→ **WORK TO COMPLETE**:
Please transcribe the data that follows without the pictures, keeping every word the same.

→ **DATASET EXCERPT**:
════════════════════
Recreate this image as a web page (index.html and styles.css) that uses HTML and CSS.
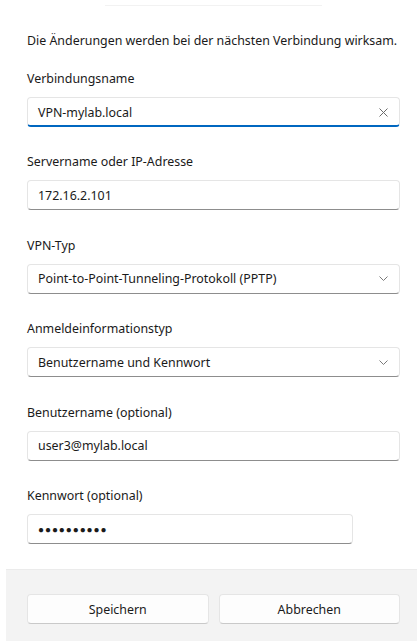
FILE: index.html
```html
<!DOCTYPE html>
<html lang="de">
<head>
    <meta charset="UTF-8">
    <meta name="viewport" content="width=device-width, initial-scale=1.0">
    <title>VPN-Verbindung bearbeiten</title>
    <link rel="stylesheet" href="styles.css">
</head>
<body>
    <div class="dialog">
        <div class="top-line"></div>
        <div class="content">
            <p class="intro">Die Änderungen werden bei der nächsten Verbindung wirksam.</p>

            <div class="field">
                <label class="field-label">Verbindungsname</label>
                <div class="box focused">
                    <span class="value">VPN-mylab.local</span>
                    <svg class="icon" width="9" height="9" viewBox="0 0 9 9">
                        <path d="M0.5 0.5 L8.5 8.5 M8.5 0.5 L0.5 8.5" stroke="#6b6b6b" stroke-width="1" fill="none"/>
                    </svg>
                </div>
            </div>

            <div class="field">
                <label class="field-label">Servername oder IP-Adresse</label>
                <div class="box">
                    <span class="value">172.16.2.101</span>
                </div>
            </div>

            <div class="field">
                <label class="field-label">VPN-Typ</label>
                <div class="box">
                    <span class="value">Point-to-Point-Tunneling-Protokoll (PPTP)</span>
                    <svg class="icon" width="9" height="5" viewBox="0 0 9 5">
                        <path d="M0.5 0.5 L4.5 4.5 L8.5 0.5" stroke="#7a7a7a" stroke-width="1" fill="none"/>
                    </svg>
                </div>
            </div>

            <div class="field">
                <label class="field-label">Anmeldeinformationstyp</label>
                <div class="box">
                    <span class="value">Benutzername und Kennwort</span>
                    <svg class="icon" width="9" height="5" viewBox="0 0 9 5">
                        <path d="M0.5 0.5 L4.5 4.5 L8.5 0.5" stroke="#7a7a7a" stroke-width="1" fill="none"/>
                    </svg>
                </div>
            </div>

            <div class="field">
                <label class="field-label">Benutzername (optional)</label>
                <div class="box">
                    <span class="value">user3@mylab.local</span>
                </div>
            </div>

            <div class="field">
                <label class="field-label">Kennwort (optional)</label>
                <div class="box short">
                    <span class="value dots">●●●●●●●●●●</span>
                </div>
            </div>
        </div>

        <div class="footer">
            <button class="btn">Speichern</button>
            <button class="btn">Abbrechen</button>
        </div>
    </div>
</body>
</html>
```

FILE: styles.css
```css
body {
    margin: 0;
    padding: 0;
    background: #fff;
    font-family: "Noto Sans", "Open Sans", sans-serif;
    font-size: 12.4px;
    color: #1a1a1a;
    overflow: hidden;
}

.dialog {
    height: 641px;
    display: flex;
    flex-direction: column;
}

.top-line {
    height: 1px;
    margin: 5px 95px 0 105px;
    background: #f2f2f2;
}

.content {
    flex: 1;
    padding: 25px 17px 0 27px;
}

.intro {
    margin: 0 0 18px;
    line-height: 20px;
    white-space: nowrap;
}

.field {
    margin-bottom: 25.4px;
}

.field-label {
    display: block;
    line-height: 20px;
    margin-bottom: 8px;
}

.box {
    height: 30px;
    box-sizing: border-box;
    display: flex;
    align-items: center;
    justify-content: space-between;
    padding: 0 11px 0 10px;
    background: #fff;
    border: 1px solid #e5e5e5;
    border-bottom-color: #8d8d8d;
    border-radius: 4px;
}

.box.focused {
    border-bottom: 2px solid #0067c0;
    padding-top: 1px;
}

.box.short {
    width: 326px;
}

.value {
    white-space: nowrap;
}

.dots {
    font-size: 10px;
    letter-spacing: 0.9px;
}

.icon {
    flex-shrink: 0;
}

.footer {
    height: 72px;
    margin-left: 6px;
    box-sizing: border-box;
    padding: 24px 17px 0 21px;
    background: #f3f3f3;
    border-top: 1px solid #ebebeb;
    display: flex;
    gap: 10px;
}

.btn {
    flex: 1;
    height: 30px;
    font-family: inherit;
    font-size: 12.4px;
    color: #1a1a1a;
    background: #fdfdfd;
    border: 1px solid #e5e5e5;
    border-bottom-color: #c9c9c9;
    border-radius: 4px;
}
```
════════════════════
→ **EXERCISE SOLUTION**:
Recreate this image as a web page (index.html and styles.css) that uses HTML and CSS.
FILE: index.html
```html
<!DOCTYPE html>
<html lang="de">
<head>
    <meta charset="UTF-8">
    <meta name="viewport" content="width=device-width, initial-scale=1.0">
    <title>VPN-Verbindung bearbeiten</title>
    <link rel="stylesheet" href="styles.css">
</head>
<body>
    <div class="dialog">
        <div class="top-line"></div>
        <div class="content">
            <p class="intro">Die Änderungen werden bei der nächsten Verbindung wirksam.</p>

            <div class="field">
                <label class="field-label">Verbindungsname</label>
                <div class="box focused">
                    <span class="value">VPN-mylab.local</span>
                    <svg class="icon" width="9" height="9" viewBox="0 0 9 9">
                        <path d="M0.5 0.5 L8.5 8.5 M8.5 0.5 L0.5 8.5" stroke="#6b6b6b" stroke-width="1" fill="none"/>
                    </svg>
                </div>
            </div>

            <div class="field">
                <label class="field-label">Servername oder IP-Adresse</label>
                <div class="box">
                    <span class="value">172.16.2.101</span>
                </div>
            </div>

            <div class="field">
                <label class="field-label">VPN-Typ</label>
                <div class="box">
                    <span class="value">Point-to-Point-Tunneling-Protokoll (PPTP)</span>
                    <svg class="icon" width="9" height="5" viewBox="0 0 9 5">
                        <path d="M0.5 0.5 L4.5 4.5 L8.5 0.5" stroke="#7a7a7a" stroke-width="1" fill="none"/>
                    </svg>
                </div>
            </div>

            <div class="field">
                <label class="field-label">Anmeldeinformationstyp</label>
                <div class="box">
                    <span class="value">Benutzername und Kennwort</span>
                    <svg class="icon" width="9" height="5" viewBox="0 0 9 5">
                        <path d="M0.5 0.5 L4.5 4.5 L8.5 0.5" stroke="#7a7a7a" stroke-width="1" fill="none"/>
                    </svg>
                </div>
            </div>

            <div class="field">
                <label class="field-label">Benutzername (optional)</label>
                <div class="box">
                    <span class="value">user3@mylab.local</span>
                </div>
            </div>

            <div class="field">
                <label class="field-label">Kennwort (optional)</label>
                <div class="box short">
                    <span class="value dots">●●●●●●●●●●</span>
                </div>
            </div>
        </div>

        <div class="footer">
            <button class="btn">Speichern</button>
            <button class="btn">Abbrechen</button>
        </div>
    </div>
</body>
</html>
```

FILE: styles.css
```css
body {
    margin: 0;
    padding: 0;
    background: #fff;
    font-family: "Noto Sans", "Open Sans", sans-serif;
    font-size: 12.4px;
    color: #1a1a1a;
    overflow: hidden;
}

.dialog {
    height: 641px;
    display: flex;
    flex-direction: column;
}

.top-line {
    height: 1px;
    margin: 5px 95px 0 105px;
    background: #f2f2f2;
}

.content {
    flex: 1;
    padding: 25px 17px 0 27px;
}

.intro {
    margin: 0 0 18px;
    line-height: 20px;
    white-space: nowrap;
}

.field {
    margin-bottom: 25.4px;
}

.field-label {
    display: block;
    line-height: 20px;
    margin-bottom: 8px;
}

.box {
    height: 30px;
    box-sizing: border-box;
    display: flex;
    align-items: center;
    justify-content: space-between;
    padding: 0 11px 0 10px;
    background: #fff;
    border: 1px solid #e5e5e5;
    border-bottom-color: #8d8d8d;
    border-radius: 4px;
}

.box.focused {
    border-bottom: 2px solid #0067c0;
    padding-top: 1px;
}

.box.short {
    width: 326px;
}

.value {
    white-space: nowrap;
}

.dots {
    font-size: 10px;
    letter-spacing: 0.9px;
}

.icon {
    flex-shrink: 0;
}

.footer {
    height: 72px;
    margin-left: 6px;
    box-sizing: border-box;
    padding: 24px 17px 0 21px;
    background: #f3f3f3;
    border-top: 1px solid #ebebeb;
    display: flex;
    gap: 10px;
}

.btn {
    flex: 1;
    height: 30px;
    font-family: inherit;
    font-size: 12.4px;
    color: #1a1a1a;
    background: #fdfdfd;
    border: 1px solid #e5e5e5;
    border-bottom-color: #c9c9c9;
    border-radius: 4px;
}
```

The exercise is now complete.